AḴBĀRĪ, MĪRZĀ MOḤAMMAD (1178-1233/1765-1818), a leading exponent of the Aḵbārī school of feqh and a violent polemicist against its opponents. He was born in Akbarābād, India, but settled in the ʿatabāt in 1198/1784, after performing the ḥaǰǰ. There he engaged in bitter and sometimes scurrilous controversy with the adherents of the Oṣūlī school, accusing his opponents of such offenses as Omayyad ancestry and pederastic proclivities. Chief among his enemies was Shaikh Jaʿfar Naǰafī, from whose wrath he was ultimately obliged to flee and seek refuge in Tehran. There he succeeded in gaining access to Fatḥ-ʿAlī Shah. Fearing that Mīrzā Moḥammad might influence the monarch in favor of the Aḵbārī school, Shaikh Jaʿfar composed a work entitled Kašf al-ḡeṭāʾ ʿan maʿāʾeb Mīrzā Moḥammad ʿadūw al-ʿolamāʾ and sent it to the court in Tehran; in it he denounced Mīrzā Moḥammad in terms similar to those he himself had employed. But Mīrzā Moḥammad did enjoy a brief period of prominence at Fatḥ-ʿAlī Shah’s court, based largely on his promise to secure, by supernatural means, the death of Tsitsianov, commander of the Russian forces at that time besieging Bākū. Retreating for a period of forty days to the shrine at Shah ʿAbd-al-ʿAẓīm, he began to engage in certain magical practices, such as beheading wax figures representing the general. It so happened that during his retreat, Tsitsianov was assassinated during negotiations at Bākū, and the severed head (or, according to some accounts, hand) of the Russian commander arrived in Tehran just before the forty days were up. In return for his apparent success, Mīrzā Moḥammad demanded of Fatḥ-ʿAlī Shah that he give the Aḵbārī school state patronage and recognition. The monarch demurred and instead sent Mīrzā Moḥammad into exile in Arab Iraq. Settling in Kāẓemayn, he became involved in a contest for the governorship of Baghdad, offering magical assistance to Asʿad Pāšā against his rival, Dāʾūd Pāšā. Afraid of sharing the fate of Tsitsianov, Dāʾūd Pāšā incited a mob to attack Mīrzā Moḥammad’s house in Kāẓemayn and kill him. It is entirely possible that the Oṣūlī ʿolamāʾ of the ʿatabāt, nursing their grievances against Mīrzā Moḥammad, should also have had a hand in the affair. Mīrzā Moḥammad was a prolific author, and wrote widely on feqh and kalām as well as the occult sciences; a partial list of his writings is given by Mīrzā Moḥammad-ʿAlī Modarres, Rayḥānat al-adab, new ed., Tabrīz, n.d., I, pp. 85-86.

Bibliography:

See also H. Algar, Religion and State in Iran, 1785-1906: The Role of the Ulama in the Qajar Period, Berkeley and Los Angeles, 1969, pp. 64-66.

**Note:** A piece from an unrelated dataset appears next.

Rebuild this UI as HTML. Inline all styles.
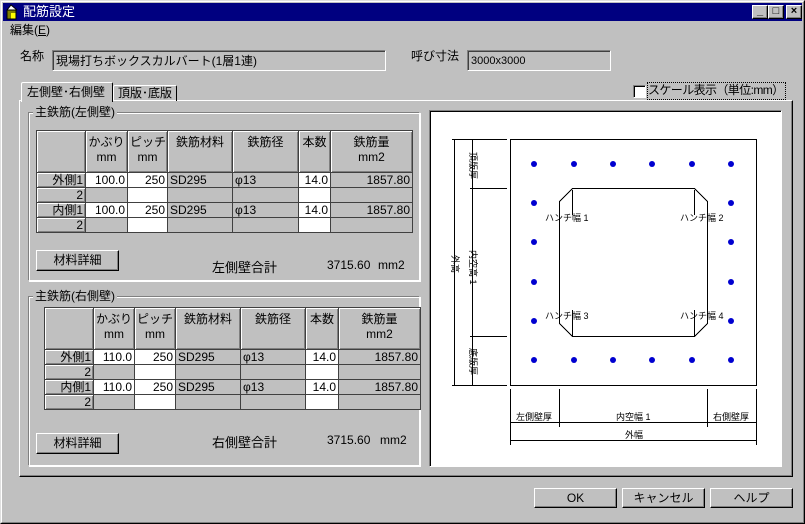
<!DOCTYPE html>
<html><head><meta charset="utf-8">
<style>
*{margin:0;padding:0;box-sizing:border-box}
body{width:805px;height:524px;background:#c0c0c0;font-family:"Liberation Sans","Noto Sans CJK JP",sans-serif;font-size:12px;color:#000;position:relative;overflow:hidden}
.a{position:absolute;white-space:nowrap}
.win{left:0;top:0;width:805px;height:524px;border:1px solid;border-color:#dfdfdf #000 #000 #dfdfdf}
.win2{left:1px;top:1px;width:803px;height:522px;border:1px solid;border-color:#fff #808080 #808080 #fff}
.title{left:3px;top:3px;width:799px;height:18px;background:#000080;color:#fff;font-size:13px;line-height:18px;padding-left:20px}
.tb{top:5px;width:16px;height:14px;background:#c0c0c0;border:1px solid;border-color:#fff #000 #000 #fff;box-shadow:inset -1px -1px #808080;font-size:11px;line-height:11px;text-align:center;font-weight:bold;color:#000}
.sunk{border:1px solid;border-color:#808080 #fff #fff #808080;box-shadow:inset 1px 1px #404040;background:#c0c0c0;padding:2px 0 0 3px;font-size:12px;line-height:16px}
.btn{background:#c0c0c0;border:1px solid;border-color:#fff #000 #000 #fff;box-shadow:inset -1px -1px #808080;text-align:center;line-height:18px}
.grp{border:1px solid;border-color:#808080 #fff #fff #808080;box-shadow:1px 1px #fff, inset 1px 1px #fff}
.gl{background:#c0c0c0;padding:0 2px;font-size:12px;line-height:14px}
table{border-collapse:collapse;position:absolute;table-layout:fixed;border:1px solid #000}
td{border:1px solid #404040;padding:0 2px;font-size:12px;line-height:14px;height:15px;white-space:nowrap;overflow:hidden}
td.h{background:#c0c0c0;border:1px solid #404040;box-shadow:inset 1px 1px #fff,inset -1px -1px #808080;text-align:center;vertical-align:top;padding-top:4px;line-height:15px}
td.r{background:#c0c0c0;box-shadow:inset 1px 1px #fff,inset -1px -1px #808080;text-align:right}
td.w{background:#fff;text-align:right}
td.g{background:#c0c0c0}
td.gr{background:#c0c0c0;text-align:right}
</style></head><body>
<div class="a win"></div><div class="a win2"></div>
<div class="a title">配筋設定</div>
<svg class="a" style="left:5px;top:4px" width="15" height="16"><rect x="2" y="6" width="9" height="9" fill="#808000"/><rect x="6" y="9" width="5" height="6" fill="#ffff00"/><path d="M2 6 L6 1 L12 6" fill="#fff" stroke="#000"/><rect x="2" y="6" width="9" height="9" fill="none" stroke="#000"/></svg>
<div class="a tb" style="left:752px">_</div>
<div class="a tb" style="left:768px">□</div>
<div class="a tb" style="left:786px">×</div>
<div class="a" style="left:10px;top:22px;line-height:16px">編集(<u>E</u>)</div>

<div class="a" style="left:20px;top:48px;line-height:16px">名称</div>
<div class="a sunk" style="left:52px;top:50px;width:334px;height:21px">現場打ちボックスカルバート(1層1連)</div>
<div class="a" style="left:411px;top:48px;line-height:16px">呼び寸法</div>
<div class="a sunk" style="left:467px;top:50px;width:144px;height:21px;font-size:11px">3000x3000</div>

<div class="a" style="left:19px;top:100px;width:774px;height:377px;border:1px solid;border-color:#fff #000 #000 #fff;box-shadow:inset -1px -1px #808080"></div>
<div class="a" style="left:21px;top:82px;width:92px;height:20px;background:#c0c0c0;border:1px solid;border-color:#fff #000 transparent #fff;border-bottom:none;border-radius:2px 2px 0 0;padding:2px 0 0 5px;line-height:15px">左側壁･右側壁</div>
<div class="a" style="left:113px;top:85px;width:64px;height:16px;border:1px solid;border-color:#fff #000 transparent #fff;border-bottom:none;border-radius:2px 2px 0 0;padding:0 0 0 4px;line-height:15px">頂版･底版</div>

<div class="a" style="left:633px;top:85px;width:13px;height:13px;background:#fff;border:1px solid;border-color:#808080 #fff #fff #808080;box-shadow:inset 1px 1px #000"></div>
<div class="a" style="left:648px;top:83px;width:137px;height:16px;outline:1px dotted #000;line-height:15px;font-size:12px;letter-spacing:-0.6px;overflow:hidden">スケール表示（単位:mm）</div>

<div class="a grp" style="left:28px;top:112px;width:392px;height:169px"></div>
<div class="a gl" style="left:33px;top:105px">主鉄筋(左側壁)</div>
<table style="left:36px;top:130px;width:376px">
<colgroup><col style="width:49px"><col style="width:42px"><col style="width:40px"><col style="width:65px"><col style="width:66px"><col style="width:32px"><col style="width:82px"></colgroup>
<tr><td class="h" style="height:42px"></td><td class="h">かぶり<br>mm</td><td class="h">ピッチ<br>mm</td><td class="h">鉄筋材料</td><td class="h">鉄筋径</td><td class="h">本数</td><td class="h">鉄筋量<br>mm2</td></tr>
<tr><td class="r">外側1</td><td class="w">100.0</td><td class="w">250</td><td class="g">SD295</td><td class="g">φ13</td><td class="w">14.0</td><td class="gr">1857.80</td></tr>
<tr><td class="r">2</td><td class="g"></td><td class="w"></td><td class="g"></td><td class="g"></td><td class="w"></td><td class="g"></td></tr>
<tr><td class="r">内側1</td><td class="w">100.0</td><td class="w">250</td><td class="g">SD295</td><td class="g">φ13</td><td class="w">14.0</td><td class="gr">1857.80</td></tr>
<tr><td class="r">2</td><td class="g"></td><td class="w"></td><td class="g"></td><td class="g"></td><td class="w"></td><td class="g"></td></tr>
</table>
<div class="a btn" style="left:36px;top:250px;width:83px;height:21px">材料詳細</div>
<div class="a" style="left:212px;top:257px;font-size:13px">左側壁合計</div>
<div class="a" style="left:327px;top:258px">3715.60</div>
<div class="a" style="left:378px;top:258px">mm2</div>

<div class="a grp" style="left:28px;top:296px;width:392px;height:170px"></div>
<div class="a gl" style="left:33px;top:289px">主鉄筋(右側壁)</div>
<table style="left:44px;top:307px;width:376px">
<colgroup><col style="width:49px"><col style="width:41px"><col style="width:41px"><col style="width:65px"><col style="width:65px"><col style="width:33px"><col style="width:82px"></colgroup>
<tr><td class="h" style="height:42px"></td><td class="h">かぶり<br>mm</td><td class="h">ピッチ<br>mm</td><td class="h">鉄筋材料</td><td class="h">鉄筋径</td><td class="h">本数</td><td class="h">鉄筋量<br>mm2</td></tr>
<tr><td class="r">外側1</td><td class="w">110.0</td><td class="w">250</td><td class="g">SD295</td><td class="g">φ13</td><td class="w">14.0</td><td class="gr">1857.80</td></tr>
<tr><td class="r">2</td><td class="g"></td><td class="w"></td><td class="g"></td><td class="g"></td><td class="w"></td><td class="g"></td></tr>
<tr><td class="r">内側1</td><td class="w">110.0</td><td class="w">250</td><td class="g">SD295</td><td class="g">φ13</td><td class="w">14.0</td><td class="gr">1857.80</td></tr>
<tr><td class="r">2</td><td class="g"></td><td class="w"></td><td class="g"></td><td class="g"></td><td class="w"></td><td class="g"></td></tr>
</table>
<div class="a btn" style="left:36px;top:433px;width:83px;height:21px">材料詳細</div>
<div class="a" style="left:212px;top:432px;font-size:13px">右側壁合計</div>
<div class="a" style="left:327px;top:433px">3715.60</div>
<div class="a" style="left:380px;top:433px">mm2</div>

<div class="a" style="left:429px;top:110px;width:353px;height:357px;background:#fff;border:1px solid;border-color:#808080 #fff #fff #808080;box-shadow:inset 1px 1px #000"></div>
<svg class="a" style="left:0;top:0" width="805" height="524" font-family="Liberation Sans,Noto Sans CJK JP,sans-serif" font-size="9">
<g stroke="#000" stroke-width="1" fill="none" shape-rendering="crispEdges">
<rect x="510.5" y="139.5" width="246" height="246"/>
<path d="M572.5 188.5 H694.5 L707.5 201.5 V323.5 L694.5 336.5 H572.5 L559.5 323.5 V201.5 Z"/>
<path d="M572.5 190 V215 M694.5 190 V215 M572.5 310 V336 M694.5 310 V336"/>
<path d="M452 139.5 H507 M470 188.5 H507 M470 336.5 H507 M452 385.5 H507"/>
<path d="M454.5 140 V385 M472.5 140 V385"/>
<path d="M510.5 389 V445 M559.5 389 V427 M707.5 389 V427 M756.5 389 V445"/>
<path d="M511 422.5 H756 M511 440.5 H756"/>
</g>
<g fill="#0000d0">
<circle cx="534" cy="164" r="3"/><circle cx="574" cy="164" r="3"/><circle cx="613" cy="164" r="3"/><circle cx="652" cy="164" r="3"/><circle cx="692" cy="164" r="3"/><circle cx="731" cy="164" r="3"/>
<circle cx="534" cy="360" r="3"/><circle cx="574" cy="360" r="3"/><circle cx="613" cy="360" r="3"/><circle cx="652" cy="360" r="3"/><circle cx="692" cy="360" r="3"/><circle cx="731" cy="360" r="3"/>
<circle cx="534" cy="203" r="3"/><circle cx="534" cy="242" r="3"/><circle cx="534" cy="282" r="3"/><circle cx="534" cy="321" r="3"/>
<circle cx="731" cy="203" r="3"/><circle cx="731" cy="242" r="3"/><circle cx="731" cy="282" r="3"/><circle cx="731" cy="321" r="3"/>
</g>
<g fill="#000">
<text x="545" y="221">ハンチ幅 1</text><text x="680" y="221">ハンチ幅 2</text>
<text x="545" y="319">ハンチ幅 3</text><text x="680" y="319">ハンチ幅 4</text>
<text x="516" y="420">左側壁厚</text><text x="616" y="420">内空幅 1</text><text x="713" y="420">右側壁厚</text>
<text x="625" y="438">外幅</text>
<text transform="translate(470,152) rotate(90)">頂版厚</text>
<text transform="translate(470,250) rotate(90)">内空高 1</text>
<text transform="translate(470,348) rotate(90)">底版厚</text>
<text transform="translate(452,255) rotate(90)">外高</text>
</g>
</svg>

<div class="a btn" style="left:534px;top:488px;width:83px;height:20px">OK</div>
<div class="a btn" style="left:622px;top:488px;width:83px;height:20px">キャンセル</div>
<div class="a btn" style="left:710px;top:488px;width:83px;height:20px">ヘルプ</div>
</body></html>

Anonymous, “Fāǰeʿa-ye qatl-e Moḥammad-e Aḵbārī,” Eṭṭelāʿāt-e māhāna 4, 1330 Š./1951, p. 31.

E. G. Browne, Lit. Hist. Persia IV, pp. 374-76.

Mīrzā Moḥammad-Ḥasan Khan Eʿtemād-al-salṭana, Tārīḵ-emontaẓam-e Nāṣerī, Tehran, 1330/1883, III, p. 116.

Reżā-qolī Khan Hedāyat, Rawżat al-ṣafā-ye Nāṣerī, Tehran, 1339 Š./1960, IX, p. 415.

Mīrzā Moḥammad-Taqī Sepehr Lesān-al-molk, Nāseḵ al-tawārīḵ, Tehran, n.d., I, pp. 79-80.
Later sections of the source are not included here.